This originally posted at my old site Seattle’s Land Use Code about 5 years ago. I was talking with someone about our emotional and culturally contextual views of big buildings and thought about this post. I still think this is true: our relationship with buildings is emotional and cultural as well as economic. 

I had intended to lead each shift in designation (single family to multi-family, for example) with a sort of general essay about the designation. To be honest I wanted to get the low-rise thing done. It was nagging at me and I found that I couldn’t quite think of anything to write in broad terms about townhouses or triplexes. Those housing types seem to be in some kind of cultural twilight. I can’t even say I knew anyone who lived in a townhouse when I was growing up.

So I skipped it. But not so for midrise and highrise. There is something culturally powerful about living in tall buildings. I guess that statement doesn’t mean much. Let me try to be more clear. Tall buildings generate a complex set of emotions in most Americans. For some, the apartment building represents poverty. For others, the tall apartment building is bad design, and ant hill that is out of scale with human needs. For for still others, the tall apartment building represents a step up.

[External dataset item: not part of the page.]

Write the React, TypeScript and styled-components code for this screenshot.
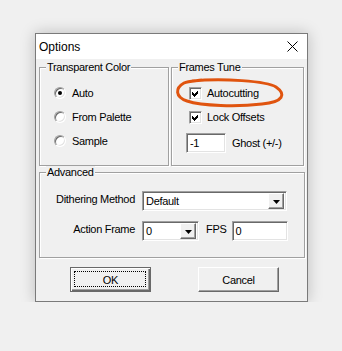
import React from 'react'
import styled, { createGlobalStyle, css } from 'styled-components'

const face = '#f0f0f0'
const shadow = '#a0a0a0'
const darkShadow = '#696969'
const light = '#e3e3e3'

const GlobalStyle = createGlobalStyle`
  body {
    margin: 0;
    background: ${face};
    font-family: "Liberation Sans", Arial, sans-serif;
    font-size: 11px;
    letter-spacing: -0.3px;
    color: #000;
  }
`

const sunken = css`
  border: 1px solid;
  border-color: ${shadow} #fff #fff ${shadow};
  box-shadow: inset 1px 1px ${darkShadow}, inset -1px -1px ${light};
`

const raised = css`
  border: 1px solid;
  border-color: #fff ${darkShadow} ${darkShadow} #fff;
  box-shadow: inset -1px -1px ${shadow};
`

const Window = styled.div`
  box-sizing: border-box;
  width: 273px;
  height: 269px;
  margin: 33px 0 0 35px;
  border: 1px solid #7a7a7a;
  background: ${face};
  box-shadow: 0 0 14px rgba(0, 0, 0, 0.22);
  display: flex;
  flex-direction: column;
`

const TitleBar = styled.div`
  height: 25px;
  background: #fff;
  display: flex;
  align-items: center;
  justify-content: space-between;
  padding: 0 9px 0 3px;
  font-size: 12px;
  letter-spacing: 0;
`

const Body = styled.div`
  padding: 8px 2px 0 3px;
  display: flex;
  flex-direction: column;
`

const TopRow = styled.div`
  display: grid;
  grid-template-columns: 130px 133px;
  gap: 2px;
  height: 99px;
`

const Group = styled.div`
  position: relative;
  box-sizing: border-box;
  border: 1px solid ${shadow};
  box-shadow: inset 1px 1px #fff, 1px 1px #fff;
  display: flex;
  flex-direction: column;
`

const Legend = styled.div`
  align-self: flex-start;
  margin: -7px 0 0 6px;
  padding: 0 1px;
  line-height: 13px;
  background: ${face};
`

const OptionList = styled.div<{ $top: number; $left: number }>`
  display: flex;
  flex-direction: column;
  margin: ${({ $top, $left }) => `${$top}px 0 0 ${$left}px`};
`

const OptionRow = styled.label`
  height: 24px;
  display: flex;
  align-items: center;
  gap: 6px;
`

const Radio = styled.span<{ $checked?: boolean }>`
  box-sizing: border-box;
  width: 12px;
  height: 12px;
  border-radius: 50%;
  background: #fff;
  ${sunken};
  display: flex;
  align-items: center;
  justify-content: center;
  &::after {
    content: '';
    width: 4px;
    height: 4px;
    border-radius: 50%;
    background: ${({ $checked }) => ($checked ? '#000' : 'transparent')};
  }
`

const CheckBox = styled.span`
  box-sizing: border-box;
  width: 13px;
  height: 13px;
  background: #fff;
  ${sunken};
  display: flex;
  align-items: center;
  justify-content: center;
`

const CheckRow = styled(OptionRow)`
  margin-left: 3px;
  gap: 5px;
`

const Field = styled.div<{ $w: number }>`
  box-sizing: border-box;
  width: ${({ $w }) => $w}px;
  height: 20px;
  background: #fff;
  ${sunken};
  padding: 0 3px;
  display: flex;
  align-items: center;
`

const GhostRow = styled.div`
  display: flex;
  align-items: center;
  gap: 6px;
  margin-top: 4px;
`

const Advanced = styled(Group)`
  margin-top: 6px;
`

const FormRows = styled.div`
  display: flex;
  flex-direction: column;
  gap: 10px;
  margin: 12px 0 16px;
`

const FormRow = styled.div`
  display: flex;
  align-items: flex-start;
`

const FieldLabel = styled.span<{ $w?: number; $ml?: number }>`
  width: ${({ $w }) => ($w ? `${$w}px` : 'auto')};
  margin: 0 ${({ $w }) => ($w ? '7px' : '5px')} 0 ${({ $ml }) => $ml || 0}px;
  text-align: right;
  line-height: 16px;
`

const Select = styled(Field)`
  padding: 0 2px 0 3px;
  justify-content: space-between;
`

const DropButton = styled.span`
  box-sizing: border-box;
  width: 16px;
  height: 16px;
  background: ${face};
  ${raised};
  display: flex;
  align-items: center;
  justify-content: center;
  padding-top: 1px;
`

const Buttons = styled.div`
  display: flex;
  gap: 47px;
  margin-top: 9px;
  padding-left: 31px;
`

const Button = styled.button<{ $default?: boolean }>`
  box-sizing: border-box;
  width: 81px;
  height: 25px;
  padding: 0;
  font: inherit;
  letter-spacing: inherit;
  color: #000;
  background: ${face};
  border: 1px solid;
  border-color: #fff ${darkShadow} ${darkShadow} #fff;
  box-shadow: inset -1px -1px ${shadow};
  position: relative;
  ${({ $default }) =>
    $default &&
    css`
      border: 1px solid ${darkShadow};
      box-shadow: inset 1px 1px #fff, inset -1px -1px ${darkShadow}, inset -2px -2px ${shadow};
      &::after {
        content: '';
        position: absolute;
        inset: 3px 4px 4px 3px;
        border: 1px dotted #000;
      }
    `}
`

const Mark = styled.svg`
  position: absolute;
  left: 0;
  top: 0;
  pointer-events: none;
`

const Check = () => (
  <svg width="7" height="7" viewBox="0 0 7 7">
    <path d="M0 2 L2 4 L6 0 L6 3 L2 7 L0 5 Z" fill="#000" shapeRendering="crispEdges" />
  </svg>
)

const Arrow = () => (
  <svg width="7" height="4" viewBox="0 0 7 4">
    <path d="M0 0 H7 L3.5 4 Z" fill="#000" />
  </svg>
)

export default function App() {
  return (
    <>
      <GlobalStyle />
      <Window>
        <TitleBar>
          <span>Options</span>
          <svg width="11" height="11" viewBox="0 0 11 11">
            <path d="M0.5 0.5 L10.5 10.5 M10.5 0.5 L0.5 10.5" stroke="#000" strokeWidth="1" />
          </svg>
        </TitleBar>
        <Body>
          <TopRow>
            <Group>
              <Legend>Transparent Color</Legend>
              <OptionList $top={7} $left={14}>
                <OptionRow>
                  <Radio $checked />
                  Auto
                </OptionRow>
                <OptionRow>
                  <Radio />
                  From Palette
                </OptionRow>
                <OptionRow>
                  <Radio />
                  Sample
                </OptionRow>
              </OptionList>
            </Group>
            <Group>
              <Legend>Frames Tune</Legend>
              <OptionList $top={7} $left={14}>
                <CheckRow>
                  <CheckBox>
                    <Check />
                  </CheckBox>
                  Autocutting
                </CheckRow>
                <CheckRow>
                  <CheckBox>
                    <Check />
                  </CheckBox>
                  Lock Offsets
                </CheckRow>
                <GhostRow>
                  <Field $w={40}>-1</Field>
                  <span>Ghost (+/-)</span>
                </GhostRow>
              </OptionList>
              <Mark width="133" height="60" viewBox="0 0 133 60">
                <path
                  d="M20 13 C50 10 95 13 104 19 C114 26 112 34 90 36 C65 39 30 38 15 33 C3 29 3 20 12 15 C16 13 22 13 30 12"
                  fill="none"
                  stroke="#e0540f"
                  strokeWidth="3"
                />
              </Mark>
            </Group>
          </TopRow>
          <Advanced>
            <Legend>Advanced</Legend>
            <FormRows>
              <FormRow>
                <FieldLabel $w={95}>Dithering Method</FieldLabel>
                <Select $w={145}>
                  <span>Default</span>
                  <DropButton>
                    <Arrow />
                  </DropButton>
                </Select>
              </FormRow>
              <FormRow>
                <FieldLabel $w={95}>Action Frame</FieldLabel>
                <Select $w={57}>
                  <span>0</span>
                  <DropButton>
                    <Arrow />
                  </DropButton>
                </Select>
                <FieldLabel $ml={7}>FPS</FieldLabel>
                <Field $w={56}>0</Field>
              </FormRow>
            </FormRows>
          </Advanced>
          <Buttons>
            <Button $default>OK</Button>
            <Button>Cancel</Button>
          </Buttons>
        </Body>
      </Window>
    </>
  )
}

Let’s look at two slices of popular culture from two different eras. This clip is from I Love Lucy and originally aired a week or so after Dwight Eisenhower was sworn into his second term in the White House.

Where’s the highrise? Well, there were never any exterior shots (that I remember) of Lucy and Ricky’s building, but it’s clear that it is multifamily and that it’s in Manhattan. The show took it for granted that people would understand a family living in an apartment building in Manhattan–a middle class family. This isn’t Mr. Drummond’s place on Different Strokes.

1950’s momentum, though, was not with cities. It was with, as it’s called in this episode, “the Country.” The Country has a very specific meaning in England, but there is a similar sense here. The Country is the place to get away from the dirty city, spread out, grow something. The Country is where people can really live. The country manor is a staple of 19th century literature the way the suburb became the locus of action in the sit-com in the late 20th century. Leave it to Beaver, The Brady Bunch, and on and on.

In this clip you can see the cultural norms about the city changing and the birth of the suburb. One can easily imagine producers of the show getting lots of cards and letters wondering, first, when will Lucy and Ricky have a baby and second, when will they be moving out of the city.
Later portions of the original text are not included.